AUSTIN – Governor Abbott, on Friday, proclaimed January 2018 as Human Trafficking Prevention Month in Texas. In addition to issuing this proclamation, Governor Abbott encouraged all Texans to learn more about the risks and indicators of human trafficking and to do their part to help end these horrific crimes.

“The State of Texas will not tolerate the inhumane practice of human trafficking,” said Governor Abbott. “Texas’ Child Sex Trafficking Team has implemented a number of statewide initiatives to help bring an end to the horrendous practice of child sexual exploitation, but we still have much work to do. I want to thank our state’s law enforcement officers, faith communities, businesses, foundations, and advocates who have partnered with our efforts to address this growing problem, and I especially want to express my gratitude for the incredible survivors who are sharing their voices to help others; their resilience is a testament to the Texas spirit and a constant inspiration to us all.”

The Child Sex Trafficking Team (CSTT) was formed during the 84th Legislature with the of passing HB 10 and HB 1446. The Legislature also appropriated $5.67 million to support CSTT’s work, the majority of which will be used to fund victim services.

In fiscal year 2017, CSTT began building regional models of survivor care, starting in Houston and North Texas. These are the two largest urban areas with the most trafficking activity and coordinated community responses to child sex trafficking, according to the State of Texas website.

CSTT mission is:

  • Protect children by building their awareness of and resilience to child exploitation and curbing demand for child sex trafficking.
  • Recognize child sex trafficking in all its forms by raising public awareness.
  • Recover survivors through concerted system efforts.
  • Restore survivors through immediate and long-term services and supports they need to recover.
  • Bring justice for survivors by holding traffickers, buyers, and those who profit from trafficking accountable.

One group is working to end human trafficking in Texas, Elijah’s Rising. Headquartered in Houston in a building that once housed an Asian brothel called Angela Day Spa, the group offers prayers, raise awareness, intervention and aftercare for those enslaved in human trafficking or sexual exploration.

Using van tours and the Museum of Modern-Day Slavery, a 1,000 square foot exhibit that combines information and artifacts to tell the story of sex trafficking, the organization brings awareness of the situation to others.

It was through meeting people involved with Elijah’s Rising, Laura Aranda, of Bridge City, became aware of human trafficking along Interstate 10.

“It’s really incredible and I am thankful he is bringing attention to this and taking it seriously,” Aranda said about the proclamation.

“People are skeptic that it is not happening in their neighborhoods, but it does,” Aranda said.

Aranda also holds workshops to help residents know the signs of human trafficking and has a panel for a question and answer session.

“If you see something, say something,” Aranda said. “Sometimes people don’t know what they are seeing, so this proclamation is a good thing to bring awareness.”

In the proclamation issued by Abbott on Friday, the governor thanked state’s service providers, law enforcement officers, and prosecutors for their dedication to combating this terrible crime.

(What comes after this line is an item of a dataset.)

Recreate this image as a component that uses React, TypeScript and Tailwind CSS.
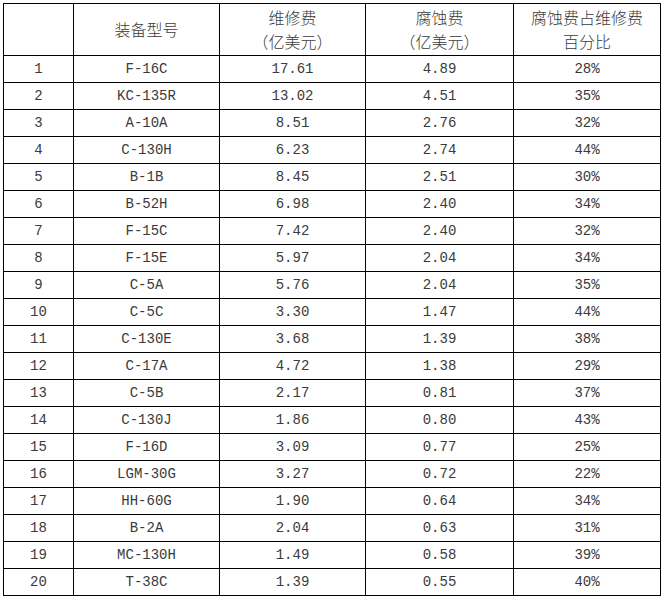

He also applauds the faith communities, businesses, foundations and other advocates who are stepping up to make a difference.

‘I especially want to express my gratitude for the incredible survivors who are sharing their voices and their stories to help others; their grit and resilience is a testament to the Texas spirit and a constant inspiration to us all,’ the proclamation reads. ‘At this time, I encourage all Texans to learn more about the risks and indicators of human trafficking and to do their part in helping end this atrocity. The reality of this evil enterprise can become overwhelming; however, if the past year has taught us anything, it is the fact that Texans will not be overcome in the face of adversity. Together, we can protect the vulnerable, help victims find healing and bring offenders to justice.’